The five layers of an effective prompt
Every strong AI image prompt can be broken into five distinct layers: Subject (what the image shows), Style (the visual direction), Lighting (how light shapes the scene), Composition (framing and camera feel), and Finish (quality modifiers and rendering intent). When you address all five, the model has enough information to make coherent decisions. When you skip any, the model guesses, and those guesses are rarely what you want. Start with subject and style, then add lighting, composition, and finish as needed. The order matters less than the completeness.
Style and quality keywords that work
Certain keywords consistently produce better results across all major models. Terms like photorealistic, cinematic, editorial, and high detail help establish quality expectations. Lighting terms like golden hour, soft diffused light, rim light, and dramatic contrast give the model direction on how to shape shadows and highlights. Avoid conflicting styles in the same prompt. Photorealistic and cartoon in the same sentence will confuse the model. Pick one visual world and commit to it.
Common beginner mistakes to avoid
The most common mistake beginners make is writing prompts that are too vague. A prompt like beautiful woman in nature gives the model almost nothing to work with. Compare that to editorial portrait of a woman in a wheat field at golden hour with soft backlighting, shallow depth of field, warm color palette. The second prompt constrains the model in useful ways.
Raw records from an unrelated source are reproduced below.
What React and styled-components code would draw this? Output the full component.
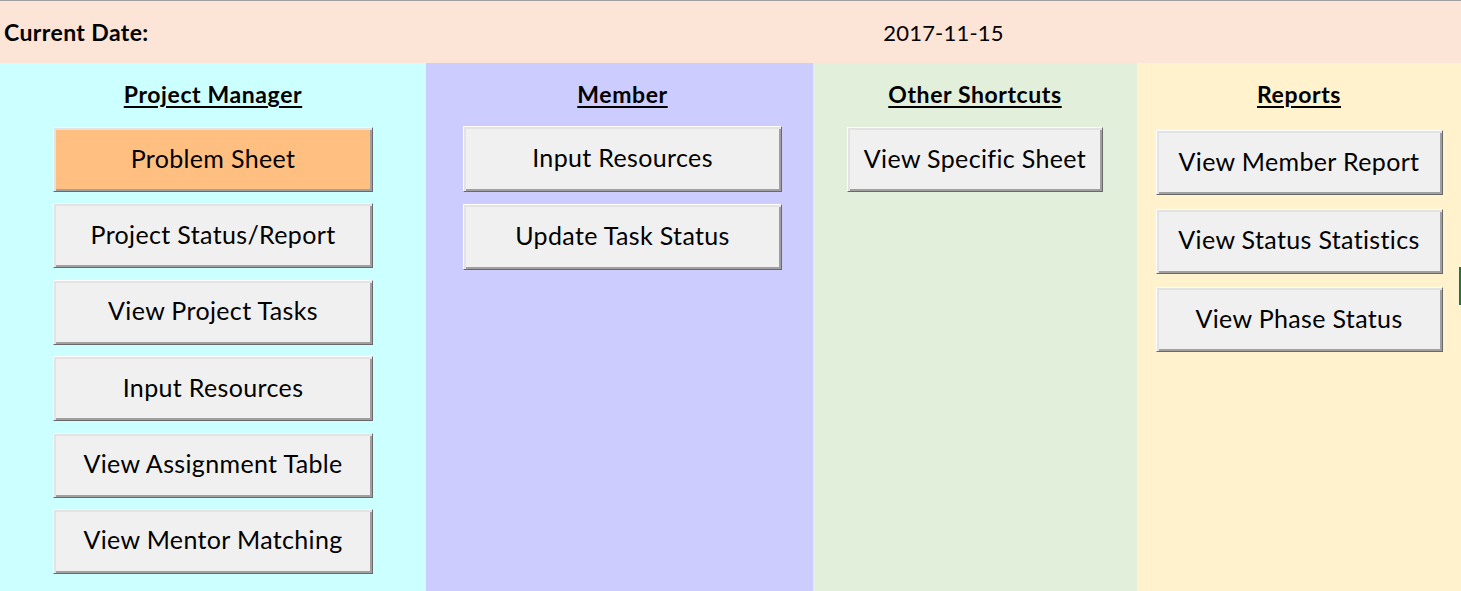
import React from 'react'
import styled, {createGlobalStyle} from 'styled-components'

const GlobalStyle = createGlobalStyle`
  html, body {
    margin: 0;
    padding: 0;
    background: #ffffff;
  }
  body {
    font-family: Lato, "Open Sans", "Liberation Sans", sans-serif;
    color: #000;
  }
`

const Sheet = styled.div`
  width: 1461px;
  height: 591px;
  overflow: hidden;
  display: flex;
  flex-direction: column;
  position: relative;
`

const HeaderBar = styled.div`
  display: grid;
  grid-template-columns: 426px 1fr;
  align-items: center;
  height: 62px;
  border-top: 1px solid #a0a0a0;
  background-color: #fce4d6;
`

const DateLabel = styled.div`
  padding-left: 4px;
  font-size: 23px;
  font-weight: bold;
  letter-spacing: 0.4px;
`

const DateValue = styled.div`
  text-align: center;
  font-size: 22px;
  letter-spacing: 0.2px;
`

const Columns = styled.div`
  flex: 1;
  display: grid;
  grid-template-columns: 426px 387px 324px 324px;
`

const Column = styled.div`
  background-color: ${props => props.bg};
  display: flex;
  flex-direction: column;
  align-items: center;
  padding-top: 18px;
  padding-left: ${props => props.shift || 0}px;
`

const Title = styled.h3`
  margin: 0;
  font-size: 23px;
  line-height: 26px;
  font-weight: bold;
  letter-spacing: 0.6px;
  text-decoration: underline;
  text-decoration-thickness: 2px;
  text-underline-offset: 3px;
`

const ButtonList = styled.div`
  display: flex;
  flex-direction: column;
  gap: ${props => props.gap}px;
  margin-top: ${props => props.top}px;
`

const Button = styled.button`
  width: ${props => props.w}px;
  height: ${props => props.h}px;
  padding: 0 0 4px;
  font-family: inherit;
  font-size: 25px;
  letter-spacing: 0.35px;
  color: #000;
  background-color: ${props => props.active ? '#ffbf80' : '#f0f0f0'};
  border: none;
  border-top: 1px solid #ffffff;
  border-left: 1px solid #ffffff;
  border-right: 1px solid #696969;
  border-bottom: 1px solid #696969;
  box-shadow: inset 2px 2px 0 #e3e3e3, inset -2px -2px 0 #a0a0a0;
  cursor: pointer;
`

const SelectionMark = styled.div`
  position: absolute;
  left: 1459px;
  top: 267px;
  width: 2px;
  height: 38px;
  background-color: #217346;
`

const sections = [
    {
        title: 'Project Manager', bg: '#ccffff', w: 320, h: 65, gap: 11.4, top: 20,
        items: ['Problem Sheet', 'Project Status/Report', 'View Project Tasks', 'Input Resources', 'View Assignment Table', 'View Mentor Matching'],
        active: 0
    },
    {
        title: 'Member', bg: '#ccccff', w: 319, h: 66, gap: 12, top: 19, shift: 6,
        items: ['Input Resources', 'Update Task Status']
    },
    {
        title: 'Other Shortcuts', bg: '#e2efda', w: 256, h: 65, gap: 12, top: 20, shift: -3,
        items: ['View Specific Sheet']
    },
    {
        title: 'Reports', bg: '#fff2cc', w: 287, h: 65, gap: 13.5, top: 23,
        items: ['View Member Report', 'View Status Statistics', 'View Phase Status']
    }
]

export default function App() {
    return (
        <>
            <GlobalStyle/>
            <Sheet>
                <HeaderBar>
                    <DateLabel>Current Date:</DateLabel>
                    <DateValue>2017-11-15</DateValue>
                </HeaderBar>
                <Columns>
                    {sections.map(section => (
                        <Column key={section.title} bg={section.bg} shift={section.shift}>
                            <Title>{section.title}</Title>
                            <ButtonList gap={section.gap} top={section.top}>
                                {section.items.map((item, i) => (
                                    <Button key={item} w={section.w} h={section.h} active={section.active === i}>
                                        {item}
                                    </Button>
                                ))}
                            </ButtonList>
                        </Column>
                    ))}
                </Columns>
                <SelectionMark/>
            </Sheet>
        </>
    )
}
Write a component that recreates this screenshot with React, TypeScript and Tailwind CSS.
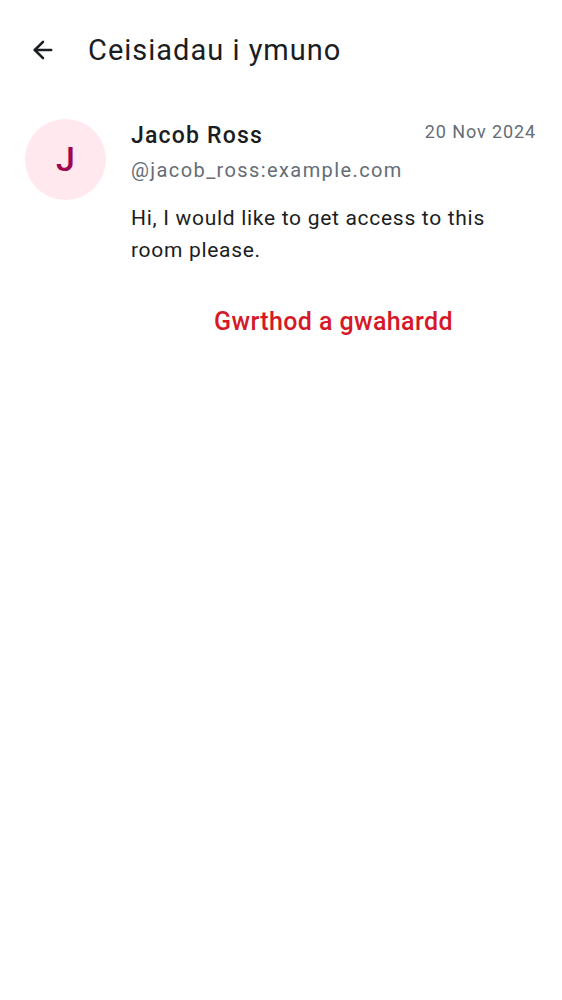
import { ArrowLeft } from "lucide-react";

export default function App() {
  return (
    <div className="min-h-[1000px] bg-white text-[#1b1d22]" style={{ fontFamily: "Roboto, sans-serif" }}>
      <header className="flex items-center h-[100px] px-[29px]">
        <ArrowLeft className="w-[28px] h-[28px] text-[#1b1d22]" strokeWidth={2.2} />
        <h1 className="ml-[31px] text-[29px] leading-none tracking-[1px]">Ceisiadau i ymuno</h1>
      </header>

      <div className="flex pl-[25px] pr-[26px] pt-[19px]">
        <div className="w-[81px] h-[81px] rounded-full bg-[#ffe9ee] flex items-center justify-center shrink-0">
          <span className="text-[34px] font-medium text-[#a1054f]">J</span>
        </div>
        <div className="ml-[25px] flex-1">
          <div className="flex justify-between items-start">
            <div className="text-[23px] font-medium leading-[34px] tracking-[1.2px]">Jacob Ross</div>
            <div className="text-[18px] text-[#656d77] leading-[26px] tracking-[0.9px]">20 Nov 2024</div>
          </div>
          <div className="text-[20px] text-[#656d77] leading-[34px] tracking-[1.4px]">@jacob_ross:example.com</div>
          <p className="mt-[15px] max-w-[380px] text-[21px] leading-[32px] tracking-[0.7px]">
            Hi, I would like to get access to this room please.
          </p>
          <div className="mt-[40px] flex justify-center">
            <button className="text-[25px] font-medium text-[#d51928] leading-[32px] tracking-[0.4px]">Gwrthod a gwahardd</button>
          </div>
        </div>
      </div>
    </div>
  );
}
Other common mistakes include stacking too many style references, ignoring lighting entirely, and using emotional language instead of visual language.
Building your prompt writing workflow
Build a personal library of prompt templates that work. Start with a base structure, swap subjects in and out, and adjust lighting and style for each project. Over time you will develop intuition for which terms produce which effects. Use the NanaBanana library as a reference for prompts that are already tested and production-ready. Copy a prompt, adapt it to your needs, and iterate from there. The goal is not to write the perfect prompt on the first try. The goal is to write a clear enough prompt that the first result is worth refining.